Case_study_7_4#
The goal of this case study is to implement the Ridge algorithm using the distributed ADMM. It is very similar to the LASSO problem but with a different second equation.
\[
{\bf{w}}_{i,k+1}=\underset{x_{i}}{\arg\min}\left(\frac{1}{n}\left\Vert {\bf{X}}_{i}{\bf{w}}_{i}-{\bf{y}}_{i}\right\Vert _{2}^{2}+\frac{\rho}{2}\left\Vert {\bf{w}}_{i}-{\bf{z}}_{k}+{\bf{u}}_{i,k}\right\Vert _{2}^{2}\right)
\]
\[
{\bf{z}}_{k+1}=\underset{z}{\arg\min}\left(\frac{\lambda}{2}\left\Vert {\bf{z}}\right\Vert _{2}^{2}+\frac{n\rho}{2}\left\Vert {\bf{z}}-\bar{{\bf{w}}}_{k+1}-\bar{{\bf{u}}}_{k}\right\Vert _{2}^{2}\right)
\]
\[
{\bf{u}}_{i,k+1}={\bf{u}}_{i,k}+{\bf{w}}_{i,k+1}-{\bf{z}}_{k+1}
\]
!wget --no-cache -O init.py -q https://raw.githubusercontent.com/jdariasl/OTBD/main/content/init.py
import init; init.init(force_download=False)
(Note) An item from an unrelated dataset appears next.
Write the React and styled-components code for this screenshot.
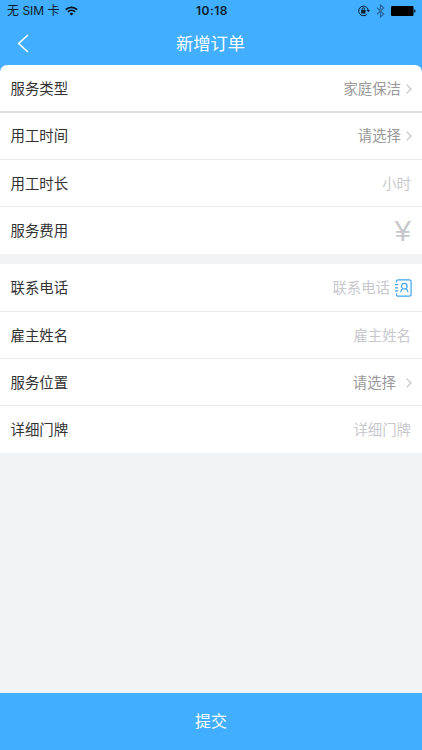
import React from 'react';
import styled, { createGlobalStyle } from 'styled-components';

const GlobalStyle = createGlobalStyle`
  * { box-sizing: border-box; }
  body { margin: 0; font-family: Inter, "Noto Sans CJK SC", sans-serif; }
`;

const Screen = styled.div`
  display: flex;
  flex-direction: column;
  width: 422px;
  height: 750px;
  overflow: hidden;
  background: #f2f3f5;
`;

const Top = styled.header`
  height: 72px;
  margin-bottom: -7px;
  flex: none;
  background: #42aeff;
`;

const StatusBar = styled.div`
  display: grid;
  grid-template-columns: 1fr auto 1fr;
  align-items: center;
  height: 22px;
  padding: 0 6px 0 7px;
  font-size: 12px;
  line-height: 22px;
  color: #0b1b29;
`;

const Carrier = styled.div`
  display: flex;
  align-items: center;
  gap: 5px;
  white-space: pre;
`;

const Clock = styled.div`
  font-size: 12px;
  font-weight: 600;
  letter-spacing: 0.5px;
  padding-left: 1px;
`;

const StatusIcons = styled.div`
  display: flex;
  justify-content: flex-end;
  align-items: center;
  gap: 6px;
`;

const NavBar = styled.div`
  display: grid;
  grid-template-columns: 46px 1fr 47px;
  align-items: center;
  height: 43px;
  color: #fff;
`;

const BackButton = styled.button`
  display: flex;
  padding: 0 0 1px 17px;
  border: 0;
  background: none;
  color: inherit;
`;

const Title = styled.h1`
  margin: 0;
  text-align: center;
  font-size: 17.3px;
  font-weight: 400;
  line-height: 42px;
`;

const Group = styled.section`
  flex: none;
  height: 189px;
  display: grid;
  grid-template-rows: 48px 47px 47px 47px;
  margin-bottom: 10px;
  background: #fff;
  border-radius: ${(p) => (p.$rounded ? '7px 7px 0 0' : '0')};
`;

const Row = styled.div`
  display: flex;
  align-items: center;
  justify-content: space-between;
  padding: ${(p) => (p.$raised ? '0' : '1px')} 10px 0 10.5px;
  font-size: 14.4px;
  line-height: 20px;
  border-bottom: ${(p) => (p.$strong ? '2px solid #dedede' : '1px solid #ececec')};
  &:last-child { border-bottom: 0; }
`;

const Label = styled.span`
  color: #333;
`;

const Value = styled.span`
  display: flex;
  align-items: center;
  gap: ${(p) => p.$gap || 5}px;
  color: ${(p) => (p.$placeholder ? '#c8c8cd' : '#999')};
  margin-right: ${(p) => (p.$inset ? '1px' : '0')};
`;

const Currency = styled.span`
  font-family: "Liberation Sans", sans-serif;
  font-size: 29px;
  font-weight: 400;
  line-height: 28px;
  margin-right: 1px;
  color: #c6c6cb;
`;

const Submit = styled.button`
  margin-top: auto;
  height: 57px;
  flex: none;
  border: 0;
  padding: 0 0 3px;
  background: #42aeff;
  color: #fff;
  font: 400 16px/54px "Noto Sans CJK SC", sans-serif;
`;

const WifiIcon = () => (
  <svg width="13" height="10" viewBox="0 0 13 10" fill="none" stroke="#061019" strokeWidth="1.8">
    <path d="M0.8 3.6a8.2 8.2 0 0 1 11.4 0M2.9 5.9a5.2 5.2 0 0 1 7.2 0" />
    <path d="M6.5 9.5 4.6 7.7a2.7 2.7 0 0 1 3.8 0z" fill="#061019" stroke="none" />
  </svg>
);

const LockIcon = () => (
  <svg width="12" height="12" viewBox="0 0 12 12" fill="none" stroke="#0a1c2b">
    <path d="M8.8 9.4A4.8 4.8 0 1 1 10.2 5" />
    <path d="M8.5 5h3.5l-1.7 2.3z" fill="#0a1c2b" stroke="none" />
    <rect x="3.2" y="5" width="4.3" height="3.5" fill="#0a1c2b" stroke="none" />
    <path d="M4.1 5.4V4a1.25 1.25 0 0 1 2.5 0v1.4" strokeWidth="0.9" />
  </svg>
);

const BluetoothIcon = () => (
  <svg width="9" height="14" viewBox="0 0 9 14" fill="none" stroke="#28689a" strokeWidth="1.2">
    <path d="M1 3.8 7.7 10 4.5 13V1l3.2 3L1 10.2" />
  </svg>
);

const BatteryIcon = () => (
  <svg width="25" height="10" viewBox="0 0 25 10" fill="#000">
    <rect width="22.5" height="10" rx="1.2" />
    <path d="M23.2 3.2c1.8.4 1.8 3.2 0 3.6z" />
  </svg>
);

const BackIcon = () => (
  <svg width="12" height="19" viewBox="0 0 12 19" fill="none" stroke="#fff" strokeWidth="1.6">
    <path d="M11 1 1.6 9.5 11 18" />
  </svg>
);

const Chevron = () => (
  <svg width="6" height="10" viewBox="0 0 6 10" fill="none" stroke="#c2c2c6" strokeWidth="1.1">
    <path d="M0.7 0.7 5.1 5 0.7 9.3" />
  </svg>
);

const ContactIcon = () => (
  <svg width="17" height="18" viewBox="0 0 17 18" fill="none" stroke="#42a5ed" strokeWidth="1.2">
    <path d="M1.5 3.4V2.4C1.5 1.4 2.2.9 3.1.9h11c1.2 0 2 .7 2 1.9v12.4c0 1.2-.8 1.9-2 1.9h-11c-.9 0-1.6-.5-1.6-1.5v-1.4M0 5.7h3.2M0 8.8h3.2M0 11.9h3.2" />
    <circle cx="9.3" cy="7.2" r="2.8" />
    <path d="M5.6 13.2c.2-1.8 1-2.9 2.3-3.5M10.7 9.7c1.3.6 2.1 1.7 2.3 3.5" />
  </svg>
);

export default function App() {
  return (
    <>
      <GlobalStyle />
      <Screen>
        <Top>
          <StatusBar>
            <Carrier>无 SIM 卡<WifiIcon /></Carrier>
            <Clock>10:18</Clock>
            <StatusIcons><LockIcon /><BluetoothIcon /><BatteryIcon /></StatusIcons>
          </StatusBar>
          <NavBar>
            <BackButton aria-label="返回"><BackIcon /></BackButton>
            <Title>新增订单</Title>
          </NavBar>
        </Top>
        <Group $rounded>
          <Row $strong><Label>服务类型</Label><Value>家庭保洁<Chevron /></Value></Row>
          <Row $raised><Label>用工时间</Label><Value>请选择<Chevron /></Value></Row>
          <Row><Label>用工时长</Label><Value $placeholder $inset>小时</Value></Row>
          <Row><Label>服务费用</Label><Currency>¥</Currency></Row>
        </Group>
        <Group>
          <Row><Label>联系电话</Label><Value $placeholder>联系电话<ContactIcon /></Value></Row>
          <Row><Label>雇主姓名</Label><Value $placeholder $inset>雇主姓名</Value></Row>
          <Row><Label>服务位置</Label><Value $gap={10}>请选择<Chevron /></Value></Row>
          <Row><Label>详细门牌</Label><Value $placeholder $inset>详细门牌</Value></Row>
        </Group>
        <Submit>提交</Submit>
      </Screen>
    </>
  );
}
from local.lib.Generation import scenarios_regression
from local.lib.utils import solver_cvx, eval_loss, plot_surface, grad_FOM, grad_SOM, BFGS, admm_ridge_dist
import matplotlib.pyplot as plt
import numpy as np
#!pip install cvxpy
import cvxpy as cp
# Loading scenarios
# ===========================
scenario=2
data_reg, set_up =scenarios_regression(scenario)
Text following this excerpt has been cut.